Je parlais d’un « art de vivre » qu’il faudrait enseigner. J’y mettrais cette règle : « faire plaisir. » Elle me fut proposée par un homme que j’ai connu assez vif de ton, et qui a réformé son caractère. Une telle règle étonne au premier moment. Faire plaisir, n’est-ce pas être menteur, flatteur, courtisan ? Entendons bien la règle ; il s’agit de faire plaisir toutes les fois que cela est possible sans mensonge ni bassesse. Or, presque toujours cela nous est possible. Quand nous disons quelque vérité désagréable, avec une voix aigre et le sang au visage, ce n’est qu’un mouvement d’humeur, ce n’est qu’une courte maladie que nous ne savons pas soigner ; en vain nous voulons ensuite y avoir mis du courage ; cela est douteux, si nous n’avons risqué beaucoup, et, d’abord, si nous n’avons pas délibéré.

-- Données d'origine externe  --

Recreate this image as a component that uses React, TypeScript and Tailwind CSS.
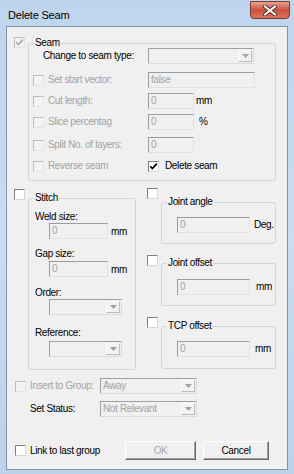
import React from "react";

const TXT = "text-[10px] tracking-[-0.35px] leading-[12px] font-['Liberation_Sans',Arial,sans-serif]";

function Cb({ checked = false, disabled = false }: { checked?: boolean; disabled?: boolean }) {
  return (
    <div
      className={`w-[11px] h-[11px] shrink-0 border flex items-center justify-center ${
        disabled
          ? "border-t-[#bdbdbd] border-l-[#bdbdbd] border-r-[#e4e4e4] border-b-[#e4e4e4] bg-[#f3f3f3]"
          : "border-t-[#808080] border-l-[#808080] border-r-[#d8d8d8] border-b-[#d8d8d8] bg-white"
      }`}
    >
      {checked && (
        <svg width="9" height="9" viewBox="0 0 9 9">
          <path d="M1.2 4.2 L3.4 6.6 L7.8 1.6" stroke={disabled ? "#a9a9a9" : "#000"} strokeWidth="1.7" fill="none" />
        </svg>
      )}
    </div>
  );
}

function Field({ w, value = "0" }: { w: string; value?: string }) {
  return (
    <div
      className={`${w} h-[16px] shrink-0 flex items-center border border-t-[#9c9c9c] border-l-[#9c9c9c] border-r-[#e2e2e2] border-b-[#e2e2e2] bg-[#f0f0f0] pl-[2px] text-[#a3a3a3]`}
    >
      {value}
    </div>
  );
}

function Arrow() {
  return (
    <svg width="7" height="4" viewBox="0 0 7 4">
      <path d="M0 0 H7 L3.5 4 Z" fill="#a0a0a0" />
    </svg>
  );
}

function Combo({ w, text = "" }: { w: string; text?: string }) {
  return (
    <div
      className={`${w} h-[16px] shrink-0 flex items-stretch border border-t-[#a0a0a0] border-l-[#a0a0a0] border-r-[#dcdcdc] border-b-[#dcdcdc] bg-[#f0f0f0]`}
    >
      <span className="flex-1 pl-[2px] flex items-center text-[#a3a3a3] whitespace-nowrap overflow-hidden">{text}</span>
      <div className="w-[14px] m-[1px] flex items-center justify-center border border-t-[#fafafa] border-l-[#fafafa] border-r-[#bcbcbc] border-b-[#bcbcbc] bg-[#f2f2f2]">
        <Arrow />
      </div>
    </div>
  );
}

function Btn({ w, label, disabled = false }: { w: string; label: string; disabled?: boolean }) {
  return (
    <div
      className={`${w} h-[19px] shrink-0 flex items-center justify-center border border-t-[#ffffff] border-l-[#ffffff] border-r-[#6a6a6a] border-b-[#6a6a6a] shadow-[inset_-1px_-1px_0_#a0a0a0] bg-[#f0f0f0] ${
        disabled ? "text-[#a8a8a8]" : "text-black"
      }`}
    >
      {label}
    </div>
  );
}

const GB = "border border-[#d0d7dc] rounded-[3px] shrink-0";
const LEG = "ml-[5px] px-[1px] leading-[10px] font-normal";

export default function App() {
  return (
    <div className={`w-[294px] h-[474px] overflow-hidden flex flex-col bg-gradient-to-b from-[#bfd5ed] via-[#c9dcf0] to-[#bcd2ea] ${TXT}`}>
      {/* title bar */}
      <div className="h-[26px] shrink-0 flex items-start">
        <div className="pl-[8px] pt-[8px] text-[11px] leading-[14px] tracking-[-0.2px] text-black">Delete Seam</div>
        <div className="ml-auto mr-[4px] mt-[1px] w-[40px] h-[18px] rounded-b-[4px] border border-[#7a3a32] bg-gradient-to-b from-[#e8a293] via-[#c9503f] to-[#d9735f] flex items-center justify-center">
          <svg width="14" height="11" viewBox="0 0 14 11">
            <path d="M2 1.5 L12 9.5 M12 1.5 L2 9.5" stroke="#5a2a24" strokeWidth="4" strokeLinecap="round" />
            <path d="M2 1.5 L12 9.5 M12 1.5 L2 9.5" stroke="#ffffff" strokeWidth="2.2" strokeLinecap="round" />
          </svg>
        </div>
      </div>

      {/* client area */}
      <div className="ml-[6px] w-[282px] h-[444px] shrink-0 border border-[#8094ab] bg-[#f0f0f0] flex flex-col text-black">
        {/* Seam */}
        <div className="mt-[10px] pl-[7px] flex items-start">
          <Cb checked disabled />
          <fieldset className={`${GB} ml-[3px] mt-[1px] w-[248px] h-[143px]`}>
            <legend className={LEG}>Seam</legend>
            <div className="flex flex-col">
              <div className="h-[16px] flex items-center">
                <div className="w-[119px] pl-[14px]">Change to seam type:</div>
                <Combo w="w-[106px]" />
              </div>
              <div className="mt-[8px] h-[16px] flex items-center">
                <div className="w-[119px] pl-[4px] flex items-center text-[#a3a3a3]">
                  <Cb disabled />
                  <span className="ml-[4px]">Set start vector:</span>
                </div>
                <Field w="w-[107px]" value="false" />
              </div>
              <div className="mt-[5px] h-[16px] flex items-center">
                <div className="w-[119px] pl-[4px] flex items-center text-[#a3a3a3]">
                  <Cb disabled />
                  <span className="ml-[4px]">Cut length:</span>
                </div>
                <Field w="w-[46px]" />
                <span className="ml-[2px]">mm</span>
              </div>
              <div className="mt-[5px] h-[16px] flex items-center">
                <div className="w-[119px] pl-[4px] flex items-center text-[#a3a3a3]">
                  <Cb disabled />
                  <span className="ml-[4px]">Slice percentag</span>
                </div>
                <Field w="w-[46px]" />
                <span className="ml-[5px]">%</span>
              </div>
              <div className="mt-[7px] h-[16px] flex items-center">
                <div className="w-[119px] pl-[4px] flex items-center text-[#a3a3a3]">
                  <Cb disabled />
                  <span className="ml-[4px]">Split No. of layers:</span>
                </div>
                <Field w="w-[46px]" />
              </div>
              <div className="mt-[7px] h-[12px] flex items-center">
                <div className="w-[119px] pl-[4px] flex items-center text-[#a3a3a3]">
                  <Cb disabled />
                  <span className="ml-[4px]">Reverse seam</span>
                </div>
                <Cb checked />
                <span className="ml-[6px]">Delete seam</span>
              </div>
            </div>
          </fieldset>
        </div>

        {/* lower */}
        <div className="mt-[7px] flex items-start">
          <div className="pl-[7px] flex items-start">
            <div className="mt-[1px]">
              <Cb />
            </div>
            <fieldset className={`${GB} ml-[3px] mt-[5px] w-[108px] h-[177px]`}>
              <legend className={LEG}>Stitch</legend>
              <div className="pl-[6px] flex flex-col">
                <div className="mt-[8px] h-[12px]">Weld size:</div>
                <div className="flex items-center">
                  <div className="ml-[14px]">
                    <Field w="w-[59px]" />
                  </div>
                  <span className="ml-[3px] mt-[2px]">mm</span>
                </div>
                <div className="mt-[9px] h-[12px]">Gap size:</div>
                <div className="mt-[1px] flex items-center">
                  <div className="ml-[14px]">
                    <Field w="w-[59px]" />
                  </div>
                  <span className="ml-[3px] mt-[2px]">mm</span>
                </div>
                <div className="mt-[10px] h-[12px]">Order:</div>
                <div className="ml-[14px]">
                  <Combo w="w-[73px]" />
                </div>
                <div className="mt-[12px] h-[12px]">Reference:</div>
                <div className="mt-[2px] ml-[14px]">
                  <Combo w="w-[73px]" />
                </div>
              </div>
            </fieldset>
          </div>

          <div className="ml-[11px] flex flex-col">
            <div className="flex items-start">
              <Cb />
              <fieldset className={`${GB} ml-[3px] mt-[9px] w-[115px] h-[47px]`}>
                <legend className={LEG}>Joint angle</legend>
                <div className="mt-[10px] ml-[15px] flex items-center">
                  <Field w="w-[73px]" />
                  <span className="ml-[4px]">Deg.</span>
                </div>
              </fieldset>
            </div>
            <div className="mt-[11px] flex items-start">
              <Cb />
              <fieldset className={`${GB} ml-[3px] mt-[3px] w-[115px] h-[48px]`}>
                <legend className={LEG}>Joint offset</legend>
                <div className="mt-[11px] ml-[15px] flex items-center">
                  <Field w="w-[73px]" />
                  <span className="ml-[6px]">mm</span>
                </div>
              </fieldset>
            </div>
            <div className="mt-[11px] flex items-start">
              <Cb />
              <fieldset className={`${GB} ml-[3px] mt-[4px] w-[115px] h-[48px]`}>
                <legend className={LEG}>TCP offset</legend>
                <div className="mt-[10px] ml-[15px] flex items-center">
                  <Field w="w-[73px]" />
                  <span className="ml-[5px]">mm</span>
                </div>
              </fieldset>
            </div>
          </div>
        </div>

        {/* bottom */}
        <div className="mt-[8px] pl-[8px] h-[16px] flex items-center">
          <div className="w-[85px] flex items-center text-[#a3a3a3]">
            <Cb disabled />
            <span className="ml-[4px] whitespace-nowrap">Insert to Group:</span>
          </div>
          <Combo w="w-[97px]" text="Away" />
        </div>
        <div className="mt-[7px] pl-[8px] h-[16px] flex items-center">
          <div className="w-[85px] pl-[15px]">Set Status:</div>
          <Combo w="w-[97px]" text="Not Relevant" />
        </div>
        <div className="mt-[24px] pl-[8px] h-[19px] flex items-center">
          <div className="w-[110px] flex items-center">
            <Cb />
            <span className="ml-[4px] whitespace-nowrap">Link to last group</span>
          </div>
          <Btn w="w-[71px]" label="OK" disabled />
          <div className="ml-[7px]">
            <Btn w="w-[66px]" label="Cancel" />
          </div>
        </div>
      </div>
    </div>
  );
}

D’où je tirerais ce principe de morale : « Ne sois jamais insolent que par volonté délibérée, et seulement à l’égard d’un homme plus puissant que toi. » Mais sans doute vaut-il mieux dire le vrai sans forcer le ton, et même, dans le vrai, choisir ce qui est louable.
Il y a à louer presque dans tout ; car les vrais mobiles, nous les ignorons toujours, et il n’en coûte rien de supposer plutôt modération que lâcheté, plutôt amitié que prudence. Surtout avec les jeunes, mettez tout au mieux dans ce qui n’est que supposition, et faites-leur un beau portrait d’eux-mêmes ; ils se croiront ainsi ; ils seront bientôt ainsi ; au lieu que la critique ne sert jamais à rien. Par exemple, si c’est un poète, retenez et citez les plus beaux vers ; si c’est un politique, louez-le pour tout le mal qu’il n’a pas fait.
Il me revient ici un récit d’école maternelle. Un tout petit garnement, qui ne faisait jusque-là que mauvaises farces et gribouillage, un jour fit proprement le tiers d’une page de bâtons. La maîtresse passait dans les bancs et donnait des bons points ; comme elle ne remarquait seulement pas ce tiers de page tracé avec tant de peine : « Ah ben m…, alors ! » dit le petit garnement ; et il dit la chose tout crûment, car cette école n’est pas au faubourg Saint-Germain. Sur quoi la maîtresse revint à lui, et lui donna un bon point sans autre commentaire ; il s’agissait de bâtons et non de beau langage.
Mais ce sont des cas difficiles. Il y en a tant d’autres où l’on peut toujours, sans hésitation, sourire et se montrer poli et prévenant. Si l’on vous bouscule un peu dans une foule, ayez comme règle d’en rire ; le rire dissout la bousculade, car chacun rougit d’une petite colère qui lui venait. Et vous, vous échappez peut-être à une grande colère, c’est-à-dire à une petite maladie.
C’est ainsi que je concevrais la politesse ; ce n’est qu’une gymnastique contre les passions. Être poli c’est dire ou signifier, par tous ses gestes et par toutes ses paroles : « Ne nous irritons pas ; ne gâtons pas ce moment de notre vie ». Est-ce donc bonté évangélique ? Non. Je ne pousserais point jusque-là ; il arrive que la bonté est indiscrète et humilie. La vraie politesse est plutôt dans une joie contagieuse, qui adoucit tous les frottements. Et cette politesse n’est guère enseignée. Dans ce que l’on appelle la société polie, j’ai vu bien des dos courbés, mais je n’ai jamais vu un homme poli.